GOAL OF THE EXERCISE →
Give the listing again exactly, omitting its images.

DATA EXTRACT →
================

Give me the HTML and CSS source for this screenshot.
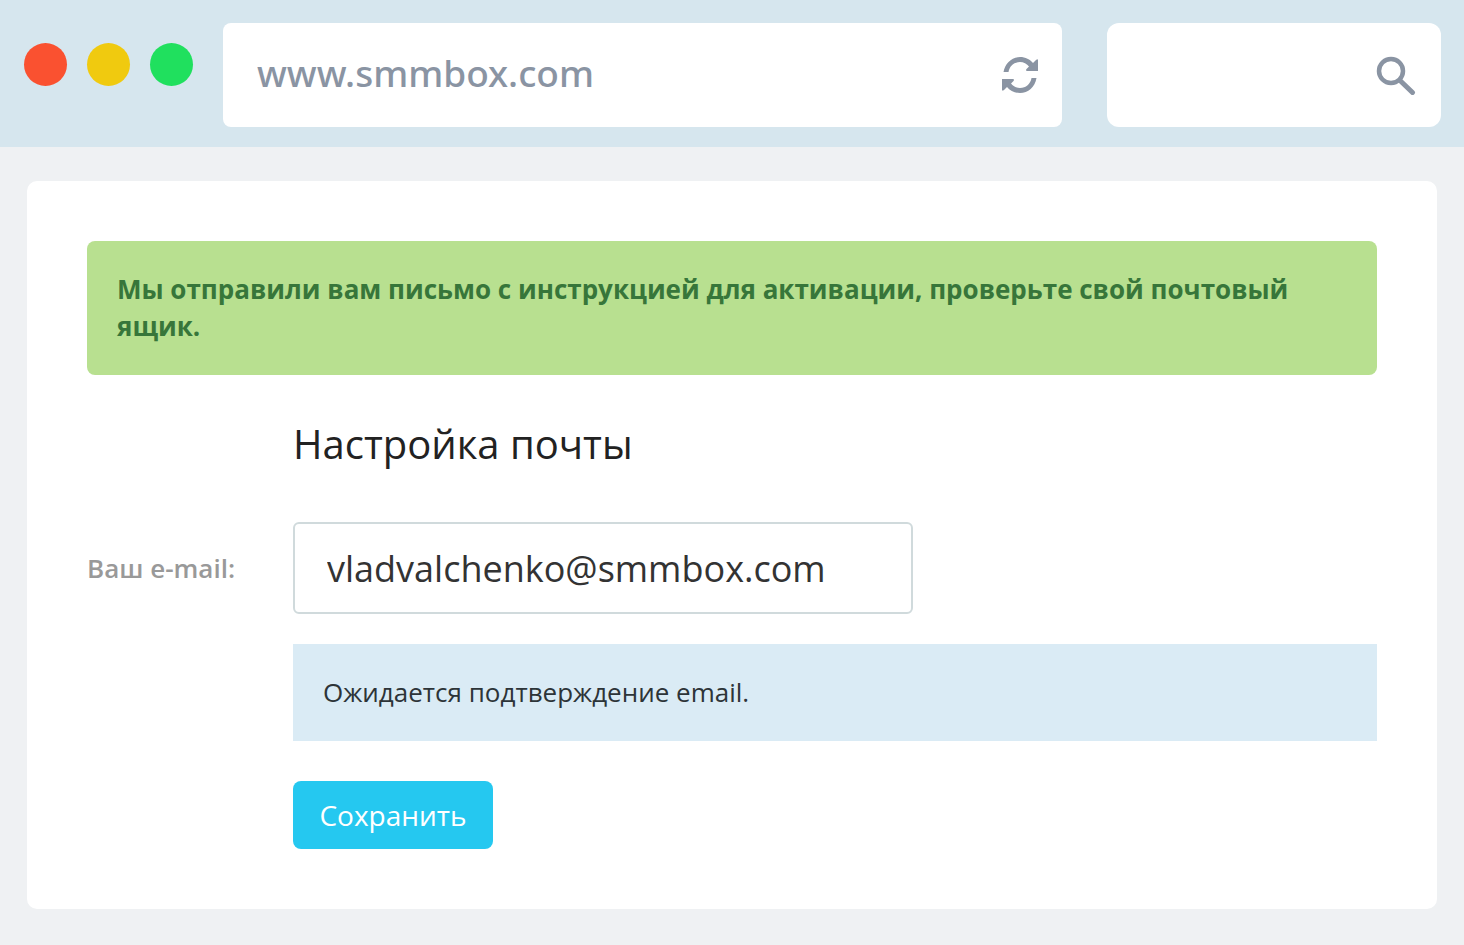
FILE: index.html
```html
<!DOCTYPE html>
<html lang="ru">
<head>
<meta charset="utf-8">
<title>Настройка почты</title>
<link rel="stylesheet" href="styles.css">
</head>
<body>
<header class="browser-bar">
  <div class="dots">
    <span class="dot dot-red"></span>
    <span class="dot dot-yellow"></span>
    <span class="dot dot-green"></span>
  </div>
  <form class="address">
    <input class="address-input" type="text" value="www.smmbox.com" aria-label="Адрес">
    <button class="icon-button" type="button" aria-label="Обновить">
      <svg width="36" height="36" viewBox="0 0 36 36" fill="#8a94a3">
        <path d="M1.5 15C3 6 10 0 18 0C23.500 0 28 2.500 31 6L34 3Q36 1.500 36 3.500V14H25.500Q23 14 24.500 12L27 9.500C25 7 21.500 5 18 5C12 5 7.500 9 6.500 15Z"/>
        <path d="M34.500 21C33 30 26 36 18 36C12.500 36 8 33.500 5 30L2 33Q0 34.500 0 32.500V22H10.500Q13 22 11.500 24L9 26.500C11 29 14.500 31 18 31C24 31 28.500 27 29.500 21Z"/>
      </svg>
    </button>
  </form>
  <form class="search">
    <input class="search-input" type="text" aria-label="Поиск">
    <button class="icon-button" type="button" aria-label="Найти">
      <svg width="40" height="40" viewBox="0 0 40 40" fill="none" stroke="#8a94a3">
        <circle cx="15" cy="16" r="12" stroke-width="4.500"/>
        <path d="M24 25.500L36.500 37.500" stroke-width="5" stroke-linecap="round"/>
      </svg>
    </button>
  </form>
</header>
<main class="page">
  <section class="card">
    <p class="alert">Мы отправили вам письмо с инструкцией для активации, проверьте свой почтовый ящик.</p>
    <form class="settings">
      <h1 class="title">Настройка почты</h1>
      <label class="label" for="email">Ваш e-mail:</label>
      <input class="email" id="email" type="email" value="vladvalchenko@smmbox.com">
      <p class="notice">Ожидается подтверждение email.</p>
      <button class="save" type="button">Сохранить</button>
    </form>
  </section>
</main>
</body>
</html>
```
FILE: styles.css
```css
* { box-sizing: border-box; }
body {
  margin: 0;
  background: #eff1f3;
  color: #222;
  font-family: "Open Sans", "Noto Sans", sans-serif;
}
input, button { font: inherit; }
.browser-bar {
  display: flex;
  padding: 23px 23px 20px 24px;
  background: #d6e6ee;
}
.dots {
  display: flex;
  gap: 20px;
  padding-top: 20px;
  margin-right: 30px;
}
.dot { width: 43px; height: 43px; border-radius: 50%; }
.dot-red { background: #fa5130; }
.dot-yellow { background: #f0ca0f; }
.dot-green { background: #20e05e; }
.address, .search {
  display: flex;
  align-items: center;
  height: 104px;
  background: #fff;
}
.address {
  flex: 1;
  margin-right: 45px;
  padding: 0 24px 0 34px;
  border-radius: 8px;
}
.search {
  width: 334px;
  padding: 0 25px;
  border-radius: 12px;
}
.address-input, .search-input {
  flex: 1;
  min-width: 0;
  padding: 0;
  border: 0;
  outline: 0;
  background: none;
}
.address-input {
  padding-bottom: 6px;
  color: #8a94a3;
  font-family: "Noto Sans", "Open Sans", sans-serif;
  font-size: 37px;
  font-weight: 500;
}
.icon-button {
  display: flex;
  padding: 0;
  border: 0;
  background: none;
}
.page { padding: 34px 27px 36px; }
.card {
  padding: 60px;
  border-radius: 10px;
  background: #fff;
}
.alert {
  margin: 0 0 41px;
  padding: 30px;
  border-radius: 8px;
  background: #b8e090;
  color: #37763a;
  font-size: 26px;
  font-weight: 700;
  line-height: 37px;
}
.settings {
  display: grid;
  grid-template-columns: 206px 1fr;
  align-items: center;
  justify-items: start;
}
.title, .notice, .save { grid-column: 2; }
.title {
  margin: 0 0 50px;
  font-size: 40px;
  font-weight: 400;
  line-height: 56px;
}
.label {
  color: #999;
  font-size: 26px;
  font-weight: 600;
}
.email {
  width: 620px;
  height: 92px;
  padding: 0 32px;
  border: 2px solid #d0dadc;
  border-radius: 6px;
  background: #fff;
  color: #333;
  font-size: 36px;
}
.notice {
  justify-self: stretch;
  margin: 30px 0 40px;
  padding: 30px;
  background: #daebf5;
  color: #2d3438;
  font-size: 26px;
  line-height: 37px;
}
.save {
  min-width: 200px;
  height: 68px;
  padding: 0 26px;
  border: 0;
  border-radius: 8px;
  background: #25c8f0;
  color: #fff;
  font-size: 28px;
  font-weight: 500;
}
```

================

CORRECT RESPONSE →
Give me the HTML and CSS source for this screenshot.
FILE: index.html
```html
<!DOCTYPE html>
<html lang="ru">
<head>
<meta charset="utf-8">
<title>Настройка почты</title>
<link rel="stylesheet" href="styles.css">
</head>
<body>
<header class="browser-bar">
  <div class="dots">
    <span class="dot dot-red"></span>
    <span class="dot dot-yellow"></span>
    <span class="dot dot-green"></span>
  </div>
  <form class="address">
    <input class="address-input" type="text" value="www.smmbox.com" aria-label="Адрес">
    <button class="icon-button" type="button" aria-label="Обновить">
      <svg width="36" height="36" viewBox="0 0 36 36" fill="#8a94a3">
        <path d="M1.5 15C3 6 10 0 18 0C23.500 0 28 2.500 31 6L34 3Q36 1.500 36 3.500V14H25.500Q23 14 24.500 12L27 9.500C25 7 21.500 5 18 5C12 5 7.500 9 6.500 15Z"/>
        <path d="M34.500 21C33 30 26 36 18 36C12.500 36 8 33.500 5 30L2 33Q0 34.500 0 32.500V22H10.500Q13 22 11.500 24L9 26.500C11 29 14.500 31 18 31C24 31 28.500 27 29.500 21Z"/>
      </svg>
    </button>
  </form>
  <form class="search">
    <input class="search-input" type="text" aria-label="Поиск">
    <button class="icon-button" type="button" aria-label="Найти">
      <svg width="40" height="40" viewBox="0 0 40 40" fill="none" stroke="#8a94a3">
        <circle cx="15" cy="16" r="12" stroke-width="4.500"/>
        <path d="M24 25.500L36.500 37.500" stroke-width="5" stroke-linecap="round"/>
      </svg>
    </button>
  </form>
</header>
<main class="page">
  <section class="card">
    <p class="alert">Мы отправили вам письмо с инструкцией для активации, проверьте свой почтовый ящик.</p>
    <form class="settings">
      <h1 class="title">Настройка почты</h1>
      <label class="label" for="email">Ваш e-mail:</label>
      <input class="email" id="email" type="email" value="vladvalchenko@smmbox.com">
      <p class="notice">Ожидается подтверждение email.</p>
      <button class="save" type="button">Сохранить</button>
    </form>
  </section>
</main>
</body>
</html>
```
FILE: styles.css
```css
* { box-sizing: border-box; }
body {
  margin: 0;
  background: #eff1f3;
  color: #222;
  font-family: "Open Sans", "Noto Sans", sans-serif;
}
input, button { font: inherit; }
.browser-bar {
  display: flex;
  padding: 23px 23px 20px 24px;
  background: #d6e6ee;
}
.dots {
  display: flex;
  gap: 20px;
  padding-top: 20px;
  margin-right: 30px;
}
.dot { width: 43px; height: 43px; border-radius: 50%; }
.dot-red { background: #fa5130; }
.dot-yellow { background: #f0ca0f; }
.dot-green { background: #20e05e; }
.address, .search {
  display: flex;
  align-items: center;
  height: 104px;
  background: #fff;
}
.address {
  flex: 1;
  margin-right: 45px;
  padding: 0 24px 0 34px;
  border-radius: 8px;
}
.search {
  width: 334px;
  padding: 0 25px;
  border-radius: 12px;
}
.address-input, .search-input {
  flex: 1;
  min-width: 0;
  padding: 0;
  border: 0;
  outline: 0;
  background: none;
}
.address-input {
  padding-bottom: 6px;
  color: #8a94a3;
  font-family: "Noto Sans", "Open Sans", sans-serif;
  font-size: 37px;
  font-weight: 500;
}
.icon-button {
  display: flex;
  padding: 0;
  border: 0;
  background: none;
}
.page { padding: 34px 27px 36px; }
.card {
  padding: 60px;
  border-radius: 10px;
  background: #fff;
}
.alert {
  margin: 0 0 41px;
  padding: 30px;
  border-radius: 8px;
  background: #b8e090;
  color: #37763a;
  font-size: 26px;
  font-weight: 700;
  line-height: 37px;
}
.settings {
  display: grid;
  grid-template-columns: 206px 1fr;
  align-items: center;
  justify-items: start;
}
.title, .notice, .save { grid-column: 2; }
.title {
  margin: 0 0 50px;
  font-size: 40px;
  font-weight: 400;
  line-height: 56px;
}
.label {
  color: #999;
  font-size: 26px;
  font-weight: 600;
}
.email {
  width: 620px;
  height: 92px;
  padding: 0 32px;
  border: 2px solid #d0dadc;
  border-radius: 6px;
  background: #fff;
  color: #333;
  font-size: 36px;
}
.notice {
  justify-self: stretch;
  margin: 30px 0 40px;
  padding: 30px;
  background: #daebf5;
  color: #2d3438;
  font-size: 26px;
  line-height: 37px;
}
.save {
  min-width: 200px;
  height: 68px;
  padding: 0 26px;
  border: 0;
  border-radius: 8px;
  background: #25c8f0;
  color: #fff;
  font-size: 28px;
  font-weight: 500;
}
```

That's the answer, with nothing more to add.